> _EXERCISE GOAL_:
Print the material below exactly as it stands, please, from its first line to the line holding "import React from", with no pictures.

> _DATA_:
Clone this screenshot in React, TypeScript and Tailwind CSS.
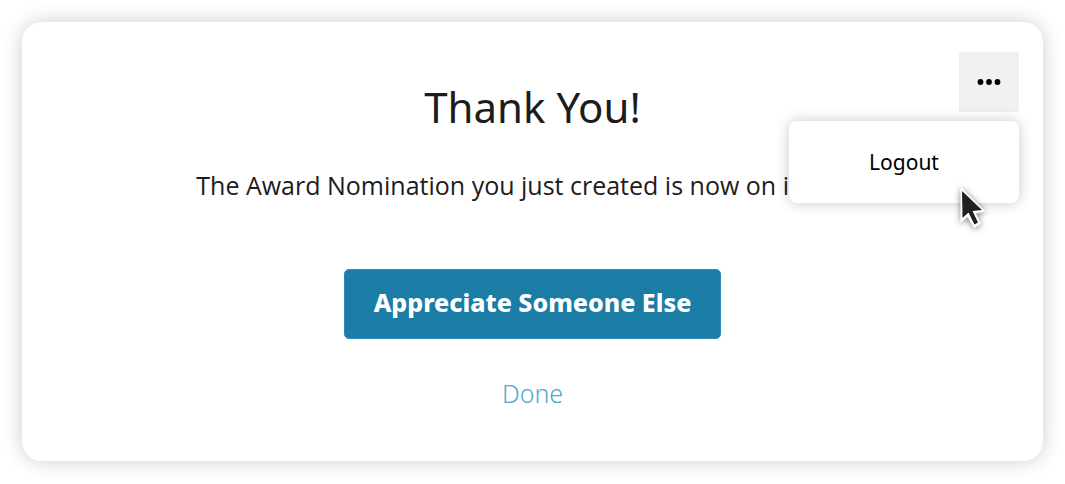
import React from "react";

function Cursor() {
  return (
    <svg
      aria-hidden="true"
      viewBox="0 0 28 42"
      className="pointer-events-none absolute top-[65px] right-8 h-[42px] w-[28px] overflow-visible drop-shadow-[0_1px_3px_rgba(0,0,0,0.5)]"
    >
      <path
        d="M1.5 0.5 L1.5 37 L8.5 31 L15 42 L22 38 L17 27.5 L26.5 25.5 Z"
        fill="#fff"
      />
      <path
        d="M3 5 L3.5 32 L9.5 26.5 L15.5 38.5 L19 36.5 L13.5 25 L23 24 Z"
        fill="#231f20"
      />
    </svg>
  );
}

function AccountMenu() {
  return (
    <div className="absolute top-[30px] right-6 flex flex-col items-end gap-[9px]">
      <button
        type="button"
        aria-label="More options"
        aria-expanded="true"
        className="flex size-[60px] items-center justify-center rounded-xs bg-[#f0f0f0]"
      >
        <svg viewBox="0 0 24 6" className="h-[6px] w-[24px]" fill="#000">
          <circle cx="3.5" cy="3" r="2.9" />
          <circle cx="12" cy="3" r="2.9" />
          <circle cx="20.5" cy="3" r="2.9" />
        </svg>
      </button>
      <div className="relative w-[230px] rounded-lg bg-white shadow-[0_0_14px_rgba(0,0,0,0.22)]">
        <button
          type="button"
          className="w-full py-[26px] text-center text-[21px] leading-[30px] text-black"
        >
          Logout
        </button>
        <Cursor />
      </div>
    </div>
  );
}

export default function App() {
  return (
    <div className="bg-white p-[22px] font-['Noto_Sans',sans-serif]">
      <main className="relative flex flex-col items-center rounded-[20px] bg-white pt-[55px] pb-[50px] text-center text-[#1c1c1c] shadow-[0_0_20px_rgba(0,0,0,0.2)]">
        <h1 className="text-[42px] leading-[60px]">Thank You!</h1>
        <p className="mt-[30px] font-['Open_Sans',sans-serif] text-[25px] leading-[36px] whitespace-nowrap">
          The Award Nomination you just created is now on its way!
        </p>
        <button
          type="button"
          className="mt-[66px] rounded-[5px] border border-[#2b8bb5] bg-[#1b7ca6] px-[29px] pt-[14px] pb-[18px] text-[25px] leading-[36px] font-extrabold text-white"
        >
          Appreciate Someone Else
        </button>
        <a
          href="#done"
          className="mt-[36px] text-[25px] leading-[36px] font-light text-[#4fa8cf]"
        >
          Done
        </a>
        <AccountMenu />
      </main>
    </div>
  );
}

> _FINAL RESULT_:
Clone this screenshot in React, TypeScript and Tailwind CSS.
import React from "react";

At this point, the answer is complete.